Just out of curiosity: Have you read ursula LeGuin’s Disposessed?

It’s probably the only, albeit fictionalized, description of an anarchical society that I know of. I don’t claim to be particularly intelligent; but I’m having trouble envisioning the world as what AHunter3 describes.

Reviewing SmashTheState’s posts and his links can be an eye opener when it comes to the irrationality of anarcho-syndicalism.

Yeah. The problem with understanding Anarcho-Syndicalism is dealing with Anarcho-Syndicalists.

One anarchist historian characterized it as an opposition to hierarchical social arrangements. The geometric alternative is “Networks”, the preferred mode of governance consultation.

So I wake up and go out to drive to work, or buy groceries, or what have you, and my car is gone, I’m SOL?

Or would it be OK to go and hotwire a neighbor’s car?

No need. No keys. And no such thing as “buy groceries”. Although it might make sense for you go to go pick them up. If they aren’t close to a kitchen near to you, someone’s gotta move 'em.

There are probably some cars in places indicating that they aren’t currently “in use”. Dunno exactly how it is in your neighborhood.
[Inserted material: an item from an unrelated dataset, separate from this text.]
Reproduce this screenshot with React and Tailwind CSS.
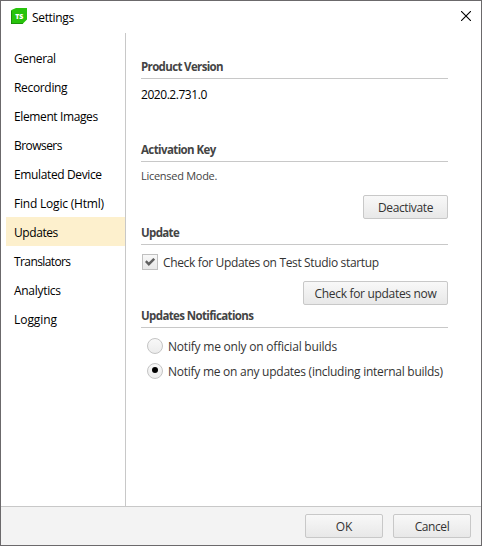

Probably you can take the one your neighbor normally uses without greatly annoying your neighbor (unless neighbor was going to take off to Tierre del Fuego later today and really LIKES that car) since your neighbor can get wheels from somewhere else and may not be going anywhere today anyway. 'twould be nice to leave a note.

So, we’d be living in 1960’s style hippy communes? A literal interpretation of John Lennon’s “Imagine”?